Rows from a dataset of pages and code:

********

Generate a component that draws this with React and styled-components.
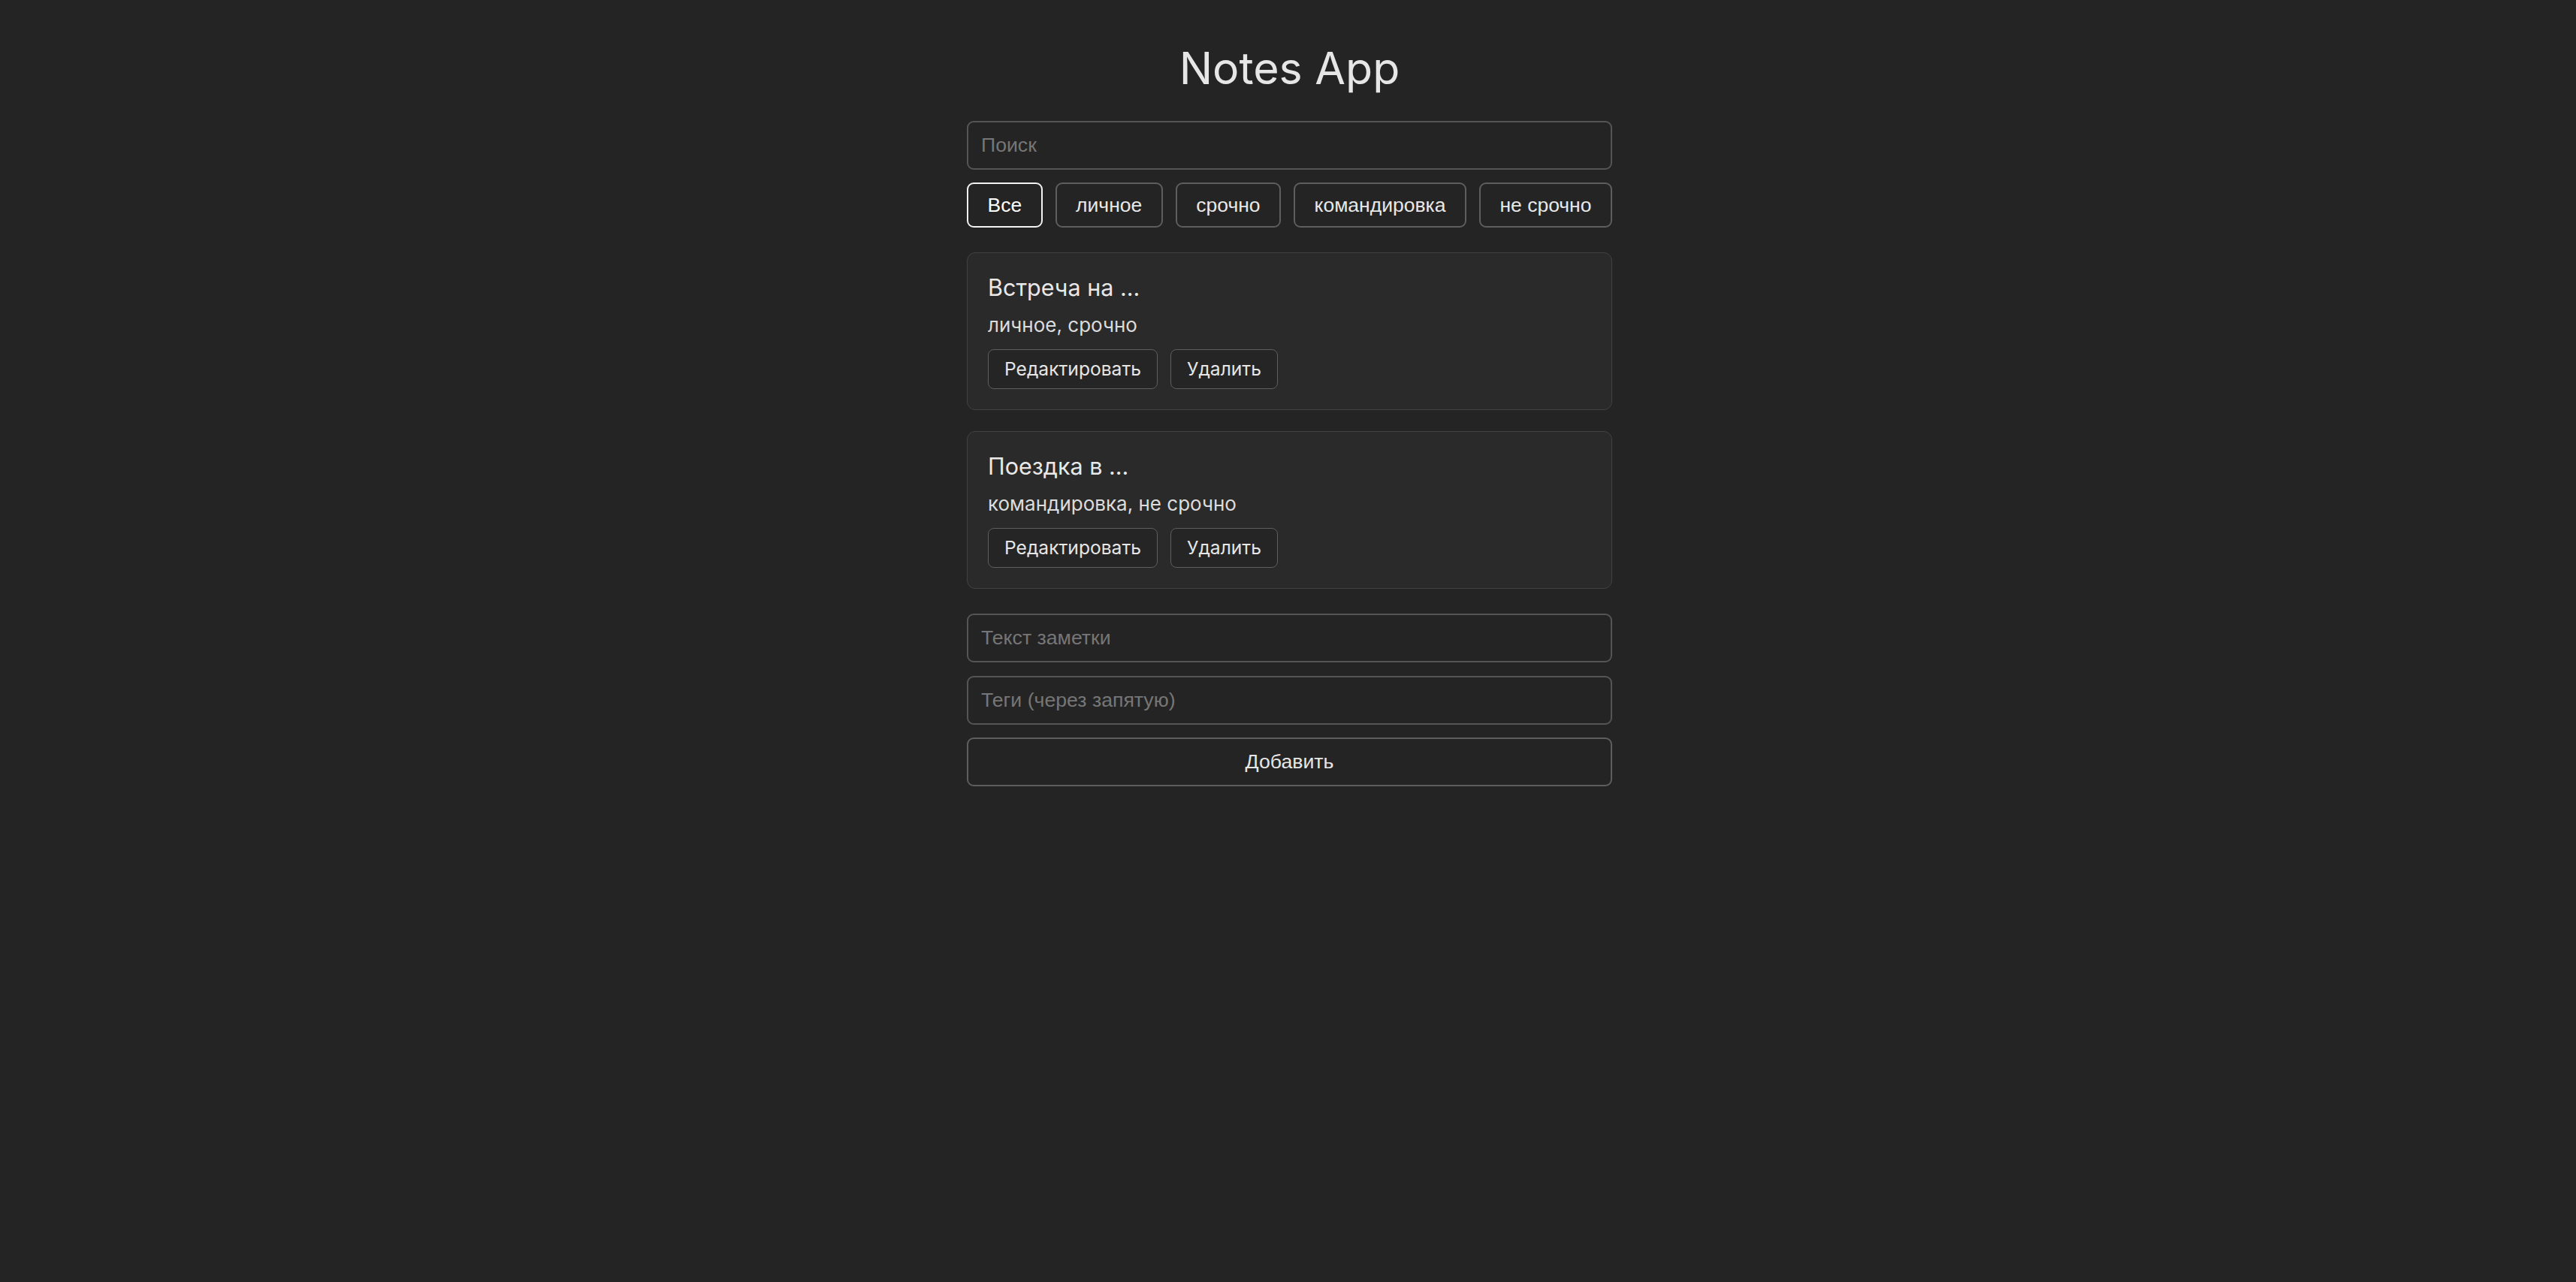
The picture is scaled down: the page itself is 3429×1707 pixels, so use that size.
import { useState } from "react";
import styled, { createGlobalStyle } from "styled-components";

const GlobalStyle = createGlobalStyle`
	html, body {
		margin: 0;
		background: #242424;
	}
	body {
		font-family: Inter, "Noto Sans", sans-serif;
		color: rgba(255, 255, 255, 0.87);
	}
`;

const TAGS = ["Все", "личное", "срочно", "командировка", "не срочно"];

const NOTES = [
	{ id: 1, title: "Встреча на ...", tags: ["личное", "срочно"] },
	{ id: 2, title: "Поездка в ...", tags: ["командировка", "не срочно"] },
];

const App = () => {
	const [activeTag, setActiveTag] = useState("Все");

	return (
		<S.Page>
			<GlobalStyle />
			<S.Container>
				<S.Title>Notes App</S.Title>
				<S.Field placeholder="Поиск" />
				<S.Filters>
					{TAGS.map(tag => (
						<S.FilterButton
							key={tag}
							$active={tag === activeTag}
							onClick={() => setActiveTag(tag)}
						>
							{tag}
						</S.FilterButton>
					))}
				</S.Filters>
				<S.NoteList>
					{NOTES.map(note => (
						<S.NoteCard key={note.id}>
							<S.NoteTitle>{note.title}</S.NoteTitle>
							<S.NoteTags>{note.tags.join(", ")}</S.NoteTags>
							<S.Actions>
								<S.ActionButton>Редактировать</S.ActionButton>
								<S.ActionButton>Удалить</S.ActionButton>
							</S.Actions>
						</S.NoteCard>
					))}
				</S.NoteList>
				<S.Form>
					<S.Field placeholder="Текст заметки" />
					<S.Field placeholder="Теги (через запятую)" />
					<S.AddButton>Добавить</S.AddButton>
				</S.Form>
			</S.Container>
		</S.Page>
	);
};

export default App;

const Page = styled.div`
	min-height: 100vh;
	box-sizing: border-box;
	padding: 57px 0 0 4px;
	display: flex;
	justify-content: center;
`;

const Container = styled.div`
	width: 859px;
	display: flex;
	flex-direction: column;
`;

const Title = styled.h1`
	margin: 0 0 37px;
	font-size: 59px;
	line-height: 67px;
	font-weight: 400;
	text-align: center;
	color: #e6e6e6;
`;

const Field = styled.input`
	box-sizing: border-box;
	width: 100%;
	height: 65px;
	padding: 0 17px;
	border: 2px solid #555;
	border-radius: 9px;
	background: #242424;
	color: #e6e6e6;
	font-family: "Liberation Sans", Arial, sans-serif;
	font-size: 26.67px;
	outline: none;
	&::placeholder {
		color: #767676;
	}
`;

const Filters = styled.div`
	display: flex;
	justify-content: space-between;
	gap: 14px;
	margin: 17px 0 33px;
`;

const FilterButton = styled.button`
	flex-shrink: 0;
	white-space: nowrap;
	padding: 13px 25.5px;
	border: 2px solid ${p => (p.$active ? "#f2f2f2" : "#5e5e5e")};
	border-radius: 9px;
	background: #242424;
	color: ${p => (p.$active ? "#ffffff" : "#e8e8e8")};
	font-family: "Liberation Sans", Arial, sans-serif;
	font-size: 26.5px;
	line-height: 30px;
	cursor: pointer;
`;

const NoteList = styled.div`
	display: flex;
	flex-direction: column;
	gap: 28px;
	margin-bottom: 33px;
`;

const NoteCard = styled.div`
	padding: 27px;
	border: 1px solid #424242;
	border-radius: 11px;
	background: #2a2a2a;
	display: flex;
	flex-direction: column;
`;

const NoteTitle = styled.h3`
	margin: 0 0 13px;
	font-size: 30.5px;
	line-height: 37px;
	font-weight: 400;
	color: #e8e8e8;
`;

const NoteTags = styled.p`
	margin: 0 0 14px;
	font-size: 26px;
	line-height: 37px;
	color: #dcdcdc;
`;

const Actions = styled.div`
	display: flex;
	gap: 17px;
`;

const ActionButton = styled.button`
	padding: 7px 21px;
	border: 1.5px solid #5e5e5e;
	border-radius: 8px;
	background: #252525;
	color: #e6e6e6;
	font-family: inherit;
	font-size: 24.6px;
	line-height: 37px;
	cursor: pointer;
`;

const Form = styled.div`
	display: flex;
	flex-direction: column;
	gap: 17.5px;
`;

const AddButton = styled.button`
	box-sizing: border-box;
	width: 100%;
	height: 65px;
	border: 2px solid #5e5e5e;
	border-radius: 9px;
	background: #242424;
	color: #e6e6e6;
	font-family: "Liberation Sans", Arial, sans-serif;
	font-size: 26.67px;
	cursor: pointer;
`;

const S = {
	Page,
	Container,
	Title,
	Field,
	Filters,
	FilterButton,
	NoteList,
	NoteCard,
	NoteTitle,
	NoteTags,
	Actions,
	ActionButton,
	Form,
	AddButton,
};
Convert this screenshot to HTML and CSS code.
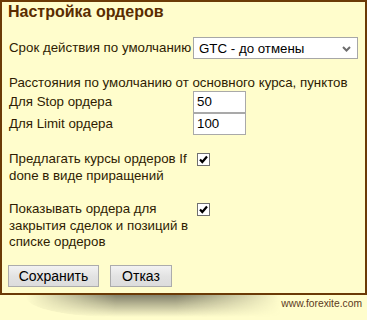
FILE: index.html
```html
<!DOCTYPE html>
<html lang="ru">
<head>
<meta charset="utf-8">
<title>Настройка ордеров</title>
<link rel="stylesheet" href="styles.css">
</head>
<body>
<div class="panel">
  <h1 class="title">Настройка ордеров</h1>

  <div class="row row-select">
    <div class="label">Срок действия по умолчанию</div>
    <div class="select">
      <span class="select-text">GTC - до отмены</span>
      <svg class="chevron" width="9" height="6" viewBox="0 0 9 6"><path d="M1 1 L4.5 4.5 L8 1" fill="none" stroke="#6d6d6d" stroke-width="2"/></svg>
    </div>
  </div>

  <div class="section">Расстояния по умолчанию от основного курса, пунктов</div>

  <div class="row row-input">
    <div class="label">Для Stop ордера</div>
    <div class="input">50</div>
  </div>
  <div class="row row-input">
    <div class="label">Для Limit ордера</div>
    <div class="input">100</div>
  </div>

  <div class="row row-check first">
    <div class="label wrap">Предлагать курсы ордеров If<br>done в виде приращений</div>
    <span class="checkbox"><svg width="11" height="11" viewBox="0 0 11 11"><path d="M2 5.5 L4.3 8 L9 2.5" fill="none" stroke="#000" stroke-width="2.2"/></svg></span>
  </div>

  <div class="row row-check second">
    <div class="label wrap">Показывать ордера для<br>закрытия сделок и позиций в<br>списке ордеров</div>
    <span class="checkbox"><svg width="11" height="11" viewBox="0 0 11 11"><path d="M2 5.5 L4.3 8 L9 2.5" fill="none" stroke="#000" stroke-width="2.2"/></svg></span>
  </div>

  <div class="buttons">
    <button class="btn btn-save">Сохранить</button>
    <button class="btn btn-cancel">Отказ</button>
  </div>
</div>
<div class="footer">
  <div class="shadow"></div>
  <span class="site">www.forexite.com</span>
</div>
</body>
</html>
```

FILE: styles.css
```css
html, body {
  margin: 0;
  padding: 0;
}
body {
  width: 367px;
  height: 320px;
  overflow: hidden;
  background: #fffdcc;
  font-family: "Liberation Sans", Arial, sans-serif;
  font-size: 13.3px;
  color: #2e1c02;
}
.panel {
  box-sizing: border-box;
  width: 367px;
  height: 295px;
  border: 2px solid #6b3a06;
  background: #fffdcc;
  padding: 0 7px;
}
.title {
  margin: 0 0 0 -1px;
  font-size: 16px;
  line-height: 20px;
  font-weight: bold;
  color: #5a2c00;
}
.row {
  display: flex;
  align-items: center;
}
.label {
  width: 184px;
  flex: none;
  line-height: 16.5px;
}
.row-select {
  margin-top: 15px;
  height: 22px;
}
.select {
  box-sizing: border-box;
  width: 168px;
  height: 22px;
  border: 1px solid #a7a7a7;
  background: #fff;
  display: flex;
  align-items: center;
  justify-content: space-between;
  padding: 1px 6px 0 5px;
  color: #000;
}
.select-text {
  line-height: 16px;
}
.chevron {
  margin-top: 1px;
}
.section {
  margin-top: 16px;
  line-height: 16px;
}
.row-input {
  height: 22px;
}
.input {
  box-sizing: border-box;
  width: 53px;
  height: 22px;
  border: 1px solid #a9a9a9;
  background: #fff;
  padding: 2px 0 0 3px;
  line-height: 16px;
  color: #000;
}
.row-check {
  align-items: flex-start;
}
.row-check.first {
  margin-top: 16px;
}
.row-check.second {
  margin-top: 17px;
}
.checkbox {
  box-sizing: border-box;
  width: 13px;
  height: 13px;
  margin-left: 4px;
  margin-top: 2px;
  border: 1px solid #707070;
  background: #fff;
  display: flex;
  align-items: center;
  justify-content: center;
}
.buttons {
  display: flex;
  gap: 11px;
  margin-top: 14px;
  margin-left: -1px;
}
.btn {
  box-sizing: border-box;
  height: 22px;
  border: 1px solid #acacac;
  border-radius: 0;
  background: linear-gradient(#f2f2f2, #e3e3e3 50%, #dcdcdc);
  font-family: "Liberation Sans", Arial, sans-serif;
  font-size: 14px;
  color: #000;
  padding: 0;
  line-height: 18px;
}
.btn-save {
  width: 91px;
}
.btn-cancel {
  width: 62px;
}
.footer {
  position: relative;
  height: 25px;
  display: flex;
  justify-content: flex-end;
  align-items: flex-start;
  padding-right: 5px;
}
.shadow {
  position: absolute;
  left: 26px;
  top: 0;
  width: 300px;
  height: 22px;
  border-bottom-left-radius: 90px 20px;
  background: linear-gradient(to bottom, rgba(110, 108, 90, 0.85), rgba(255, 253, 204, 0) 100%);
  -webkit-mask-image: linear-gradient(to right, transparent 0%, #000 30%, #000 50%, transparent 85%);
  mask-image: linear-gradient(to right, transparent 0%, #000 30%, #000 50%, transparent 85%);
}
.site {
  position: relative;
  margin-top: 2px;
  font-size: 10.3px;
  line-height: 13px;
  color: #5c3a1c;
}
```
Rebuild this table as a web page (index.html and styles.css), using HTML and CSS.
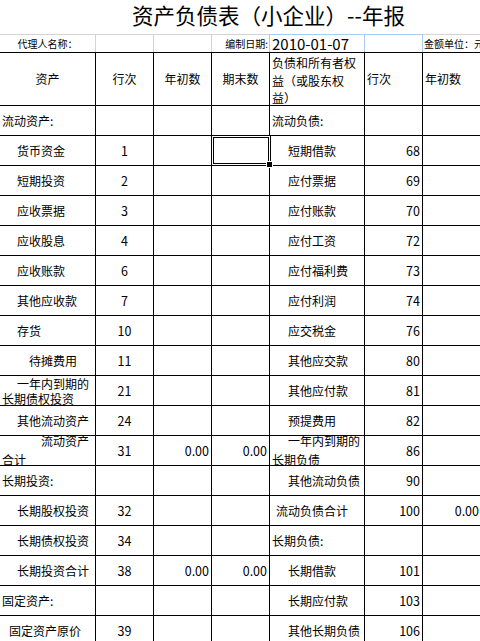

********

Lines containing the string "components" should be counted; reply with their number and nothing more.

Expected output
2